- **Collected data**:
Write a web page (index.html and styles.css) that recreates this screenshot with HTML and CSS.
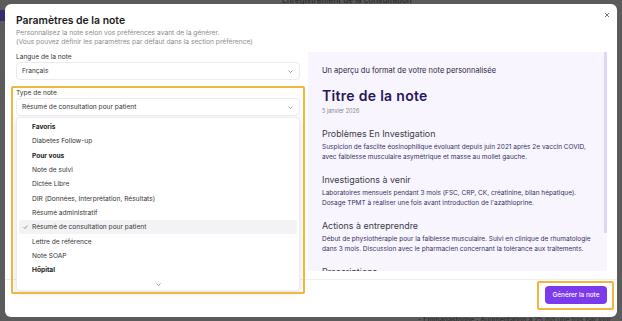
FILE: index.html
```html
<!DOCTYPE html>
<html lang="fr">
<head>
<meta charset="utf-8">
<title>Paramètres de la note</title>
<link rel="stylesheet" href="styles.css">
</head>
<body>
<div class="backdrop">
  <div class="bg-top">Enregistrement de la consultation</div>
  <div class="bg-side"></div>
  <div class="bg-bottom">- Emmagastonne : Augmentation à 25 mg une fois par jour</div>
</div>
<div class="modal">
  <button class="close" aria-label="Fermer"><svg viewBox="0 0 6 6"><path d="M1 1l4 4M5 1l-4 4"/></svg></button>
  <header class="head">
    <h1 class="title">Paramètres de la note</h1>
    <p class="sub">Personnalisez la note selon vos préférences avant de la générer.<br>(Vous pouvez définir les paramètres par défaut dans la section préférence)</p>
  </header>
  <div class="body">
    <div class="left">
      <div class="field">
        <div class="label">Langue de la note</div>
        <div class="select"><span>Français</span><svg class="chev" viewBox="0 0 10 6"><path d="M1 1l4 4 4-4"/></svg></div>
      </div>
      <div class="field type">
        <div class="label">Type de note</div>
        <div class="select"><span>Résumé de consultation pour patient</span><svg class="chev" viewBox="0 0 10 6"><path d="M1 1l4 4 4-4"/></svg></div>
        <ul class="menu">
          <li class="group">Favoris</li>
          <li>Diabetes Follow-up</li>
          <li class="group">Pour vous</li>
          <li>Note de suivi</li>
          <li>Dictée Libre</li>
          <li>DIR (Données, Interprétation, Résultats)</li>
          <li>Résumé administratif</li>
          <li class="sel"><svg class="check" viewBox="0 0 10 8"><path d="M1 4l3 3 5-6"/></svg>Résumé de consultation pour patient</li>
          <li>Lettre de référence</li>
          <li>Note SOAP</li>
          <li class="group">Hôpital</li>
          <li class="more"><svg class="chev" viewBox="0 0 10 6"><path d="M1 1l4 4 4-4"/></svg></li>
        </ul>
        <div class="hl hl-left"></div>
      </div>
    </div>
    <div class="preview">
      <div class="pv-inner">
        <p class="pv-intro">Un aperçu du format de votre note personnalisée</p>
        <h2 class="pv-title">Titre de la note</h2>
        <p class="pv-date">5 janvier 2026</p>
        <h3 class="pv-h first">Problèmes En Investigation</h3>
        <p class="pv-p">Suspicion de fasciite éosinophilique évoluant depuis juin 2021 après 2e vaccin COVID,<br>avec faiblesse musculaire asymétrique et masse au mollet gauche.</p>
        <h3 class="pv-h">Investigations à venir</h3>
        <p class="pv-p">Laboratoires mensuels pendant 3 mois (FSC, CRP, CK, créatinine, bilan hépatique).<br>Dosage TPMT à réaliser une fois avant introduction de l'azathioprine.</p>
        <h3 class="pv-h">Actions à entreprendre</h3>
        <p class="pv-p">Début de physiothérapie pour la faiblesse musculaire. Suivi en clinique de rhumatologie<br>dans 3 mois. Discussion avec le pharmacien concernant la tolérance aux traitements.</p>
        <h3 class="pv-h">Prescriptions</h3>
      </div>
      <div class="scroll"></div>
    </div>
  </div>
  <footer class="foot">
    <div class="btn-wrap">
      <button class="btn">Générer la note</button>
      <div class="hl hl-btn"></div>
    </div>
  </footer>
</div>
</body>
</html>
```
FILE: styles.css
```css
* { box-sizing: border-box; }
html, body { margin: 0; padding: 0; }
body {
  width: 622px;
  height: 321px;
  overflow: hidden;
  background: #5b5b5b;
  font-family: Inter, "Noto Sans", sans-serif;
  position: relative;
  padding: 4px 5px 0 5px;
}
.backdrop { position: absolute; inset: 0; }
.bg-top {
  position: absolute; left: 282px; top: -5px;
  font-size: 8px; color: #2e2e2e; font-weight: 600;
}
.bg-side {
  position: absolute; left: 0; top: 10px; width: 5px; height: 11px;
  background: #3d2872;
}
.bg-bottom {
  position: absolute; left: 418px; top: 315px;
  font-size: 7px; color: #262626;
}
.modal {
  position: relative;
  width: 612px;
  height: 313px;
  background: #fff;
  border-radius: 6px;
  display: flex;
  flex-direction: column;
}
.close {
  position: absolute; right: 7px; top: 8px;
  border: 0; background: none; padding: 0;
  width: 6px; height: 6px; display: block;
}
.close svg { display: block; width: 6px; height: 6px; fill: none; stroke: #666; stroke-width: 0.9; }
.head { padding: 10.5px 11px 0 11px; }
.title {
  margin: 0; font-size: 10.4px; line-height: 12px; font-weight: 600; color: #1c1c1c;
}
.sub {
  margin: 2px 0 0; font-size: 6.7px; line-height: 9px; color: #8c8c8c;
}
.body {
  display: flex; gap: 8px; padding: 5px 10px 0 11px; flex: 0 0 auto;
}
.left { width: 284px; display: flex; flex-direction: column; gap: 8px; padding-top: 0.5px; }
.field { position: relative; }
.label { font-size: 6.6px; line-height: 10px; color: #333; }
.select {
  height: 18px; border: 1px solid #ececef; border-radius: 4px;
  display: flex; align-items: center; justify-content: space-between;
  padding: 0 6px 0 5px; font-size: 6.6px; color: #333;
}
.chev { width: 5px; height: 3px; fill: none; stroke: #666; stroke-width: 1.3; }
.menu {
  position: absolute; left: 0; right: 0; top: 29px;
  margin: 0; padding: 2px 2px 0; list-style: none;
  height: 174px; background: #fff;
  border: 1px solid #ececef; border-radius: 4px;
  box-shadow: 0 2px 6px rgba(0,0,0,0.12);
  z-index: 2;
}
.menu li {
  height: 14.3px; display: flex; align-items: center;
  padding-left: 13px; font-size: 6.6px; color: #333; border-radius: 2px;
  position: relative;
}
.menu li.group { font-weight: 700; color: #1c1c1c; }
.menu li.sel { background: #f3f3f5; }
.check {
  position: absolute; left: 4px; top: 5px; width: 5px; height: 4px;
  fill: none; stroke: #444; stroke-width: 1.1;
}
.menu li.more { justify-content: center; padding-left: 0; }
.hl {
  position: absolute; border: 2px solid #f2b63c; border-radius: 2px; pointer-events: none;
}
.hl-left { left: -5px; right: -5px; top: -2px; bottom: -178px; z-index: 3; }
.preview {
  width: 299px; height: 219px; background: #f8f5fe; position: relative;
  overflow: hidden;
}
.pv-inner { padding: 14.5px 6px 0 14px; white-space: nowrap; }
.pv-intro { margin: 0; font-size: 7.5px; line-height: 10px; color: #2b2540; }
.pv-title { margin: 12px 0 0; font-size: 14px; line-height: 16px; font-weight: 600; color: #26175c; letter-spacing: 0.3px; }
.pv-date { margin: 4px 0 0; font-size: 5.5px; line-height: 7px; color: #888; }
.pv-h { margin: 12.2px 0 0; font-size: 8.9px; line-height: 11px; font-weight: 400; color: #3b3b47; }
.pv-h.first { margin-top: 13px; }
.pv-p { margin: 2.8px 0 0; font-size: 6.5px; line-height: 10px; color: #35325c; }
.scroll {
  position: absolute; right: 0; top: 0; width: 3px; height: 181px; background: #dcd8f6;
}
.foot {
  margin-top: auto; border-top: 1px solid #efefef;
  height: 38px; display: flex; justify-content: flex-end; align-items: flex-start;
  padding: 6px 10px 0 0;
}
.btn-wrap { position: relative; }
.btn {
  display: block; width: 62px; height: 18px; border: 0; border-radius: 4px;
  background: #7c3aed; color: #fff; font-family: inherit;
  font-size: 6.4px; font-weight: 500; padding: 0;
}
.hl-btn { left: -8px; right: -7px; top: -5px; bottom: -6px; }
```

- **Set problem**: Every line of the data above should be quoted exactly. Omit the pictures.

- **Expected answer**:
Write a web page (index.html and styles.css) that recreates this screenshot with HTML and CSS.
FILE: index.html
```html
<!DOCTYPE html>
<html lang="fr">
<head>
<meta charset="utf-8">
<title>Paramètres de la note</title>
<link rel="stylesheet" href="styles.css">
</head>
<body>
<div class="backdrop">
  <div class="bg-top">Enregistrement de la consultation</div>
  <div class="bg-side"></div>
  <div class="bg-bottom">- Emmagastonne : Augmentation à 25 mg une fois par jour</div>
</div>
<div class="modal">
  <button class="close" aria-label="Fermer"><svg viewBox="0 0 6 6"><path d="M1 1l4 4M5 1l-4 4"/></svg></button>
  <header class="head">
    <h1 class="title">Paramètres de la note</h1>
    <p class="sub">Personnalisez la note selon vos préférences avant de la générer.<br>(Vous pouvez définir les paramètres par défaut dans la section préférence)</p>
  </header>
  <div class="body">
    <div class="left">
      <div class="field">
        <div class="label">Langue de la note</div>
        <div class="select"><span>Français</span><svg class="chev" viewBox="0 0 10 6"><path d="M1 1l4 4 4-4"/></svg></div>
      </div>
      <div class="field type">
        <div class="label">Type de note</div>
        <div class="select"><span>Résumé de consultation pour patient</span><svg class="chev" viewBox="0 0 10 6"><path d="M1 1l4 4 4-4"/></svg></div>
        <ul class="menu">
          <li class="group">Favoris</li>
          <li>Diabetes Follow-up</li>
          <li class="group">Pour vous</li>
          <li>Note de suivi</li>
          <li>Dictée Libre</li>
          <li>DIR (Données, Interprétation, Résultats)</li>
          <li>Résumé administratif</li>
          <li class="sel"><svg class="check" viewBox="0 0 10 8"><path d="M1 4l3 3 5-6"/></svg>Résumé de consultation pour patient</li>
          <li>Lettre de référence</li>
          <li>Note SOAP</li>
          <li class="group">Hôpital</li>
          <li class="more"><svg class="chev" viewBox="0 0 10 6"><path d="M1 1l4 4 4-4"/></svg></li>
        </ul>
        <div class="hl hl-left"></div>
      </div>
    </div>
    <div class="preview">
      <div class="pv-inner">
        <p class="pv-intro">Un aperçu du format de votre note personnalisée</p>
        <h2 class="pv-title">Titre de la note</h2>
        <p class="pv-date">5 janvier 2026</p>
        <h3 class="pv-h first">Problèmes En Investigation</h3>
        <p class="pv-p">Suspicion de fasciite éosinophilique évoluant depuis juin 2021 après 2e vaccin COVID,<br>avec faiblesse musculaire asymétrique et masse au mollet gauche.</p>
        <h3 class="pv-h">Investigations à venir</h3>
        <p class="pv-p">Laboratoires mensuels pendant 3 mois (FSC, CRP, CK, créatinine, bilan hépatique).<br>Dosage TPMT à réaliser une fois avant introduction de l'azathioprine.</p>
        <h3 class="pv-h">Actions à entreprendre</h3>
        <p class="pv-p">Début de physiothérapie pour la faiblesse musculaire. Suivi en clinique de rhumatologie<br>dans 3 mois. Discussion avec le pharmacien concernant la tolérance aux traitements.</p>
        <h3 class="pv-h">Prescriptions</h3>
      </div>
      <div class="scroll"></div>
    </div>
  </div>
  <footer class="foot">
    <div class="btn-wrap">
      <button class="btn">Générer la note</button>
      <div class="hl hl-btn"></div>
    </div>
  </footer>
</div>
</body>
</html>
```
FILE: styles.css
```css
* { box-sizing: border-box; }
html, body { margin: 0; padding: 0; }
body {
  width: 622px;
  height: 321px;
  overflow: hidden;
  background: #5b5b5b;
  font-family: Inter, "Noto Sans", sans-serif;
  position: relative;
  padding: 4px 5px 0 5px;
}
.backdrop { position: absolute; inset: 0; }
.bg-top {
  position: absolute; left: 282px; top: -5px;
  font-size: 8px; color: #2e2e2e; font-weight: 600;
}
.bg-side {
  position: absolute; left: 0; top: 10px; width: 5px; height: 11px;
  background: #3d2872;
}
.bg-bottom {
  position: absolute; left: 418px; top: 315px;
  font-size: 7px; color: #262626;
}
.modal {
  position: relative;
  width: 612px;
  height: 313px;
  background: #fff;
  border-radius: 6px;
  display: flex;
  flex-direction: column;
}
.close {
  position: absolute; right: 7px; top: 8px;
  border: 0; background: none; padding: 0;
  width: 6px; height: 6px; display: block;
}
.close svg { display: block; width: 6px; height: 6px; fill: none; stroke: #666; stroke-width: 0.9; }
.head { padding: 10.5px 11px 0 11px; }
.title {
  margin: 0; font-size: 10.4px; line-height: 12px; font-weight: 600; color: #1c1c1c;
}
.sub {
  margin: 2px 0 0; font-size: 6.7px; line-height: 9px; color: #8c8c8c;
}
.body {
  display: flex; gap: 8px; padding: 5px 10px 0 11px; flex: 0 0 auto;
}
.left { width: 284px; display: flex; flex-direction: column; gap: 8px; padding-top: 0.5px; }
.field { position: relative; }
.label { font-size: 6.6px; line-height: 10px; color: #333; }
.select {
  height: 18px; border: 1px solid #ececef; border-radius: 4px;
  display: flex; align-items: center; justify-content: space-between;
  padding: 0 6px 0 5px; font-size: 6.6px; color: #333;
}
.chev { width: 5px; height: 3px; fill: none; stroke: #666; stroke-width: 1.3; }
.menu {
  position: absolute; left: 0; right: 0; top: 29px;
  margin: 0; padding: 2px 2px 0; list-style: none;
  height: 174px; background: #fff;
  border: 1px solid #ececef; border-radius: 4px;
  box-shadow: 0 2px 6px rgba(0,0,0,0.12);
  z-index: 2;
}
.menu li {
  height: 14.3px; display: flex; align-items: center;
  padding-left: 13px; font-size: 6.6px; color: #333; border-radius: 2px;
  position: relative;
}
.menu li.group { font-weight: 700; color: #1c1c1c; }
.menu li.sel { background: #f3f3f5; }
.check {
  position: absolute; left: 4px; top: 5px; width: 5px; height: 4px;
  fill: none; stroke: #444; stroke-width: 1.1;
}
.menu li.more { justify-content: center; padding-left: 0; }
.hl {
  position: absolute; border: 2px solid #f2b63c; border-radius: 2px; pointer-events: none;
}
.hl-left { left: -5px; right: -5px; top: -2px; bottom: -178px; z-index: 3; }
.preview {
  width: 299px; height: 219px; background: #f8f5fe; position: relative;
  overflow: hidden;
}
.pv-inner { padding: 14.5px 6px 0 14px; white-space: nowrap; }
.pv-intro { margin: 0; font-size: 7.5px; line-height: 10px; color: #2b2540; }
.pv-title { margin: 12px 0 0; font-size: 14px; line-height: 16px; font-weight: 600; color: #26175c; letter-spacing: 0.3px; }
.pv-date { margin: 4px 0 0; font-size: 5.5px; line-height: 7px; color: #888; }
.pv-h { margin: 12.2px 0 0; font-size: 8.9px; line-height: 11px; font-weight: 400; color: #3b3b47; }
.pv-h.first { margin-top: 13px; }
.pv-p { margin: 2.8px 0 0; font-size: 6.5px; line-height: 10px; color: #35325c; }
.scroll {
  position: absolute; right: 0; top: 0; width: 3px; height: 181px; background: #dcd8f6;
}
.foot {
  margin-top: auto; border-top: 1px solid #efefef;
  height: 38px; display: flex; justify-content: flex-end; align-items: flex-start;
  padding: 6px 10px 0 0;
}
.btn-wrap { position: relative; }
.btn {
  display: block; width: 62px; height: 18px; border: 0; border-radius: 4px;
  background: #7c3aed; color: #fff; font-family: inherit;
  font-size: 6.4px; font-weight: 500; padding: 0;
}
.hl-btn { left: -8px; right: -7px; top: -5px; bottom: -6px; }
```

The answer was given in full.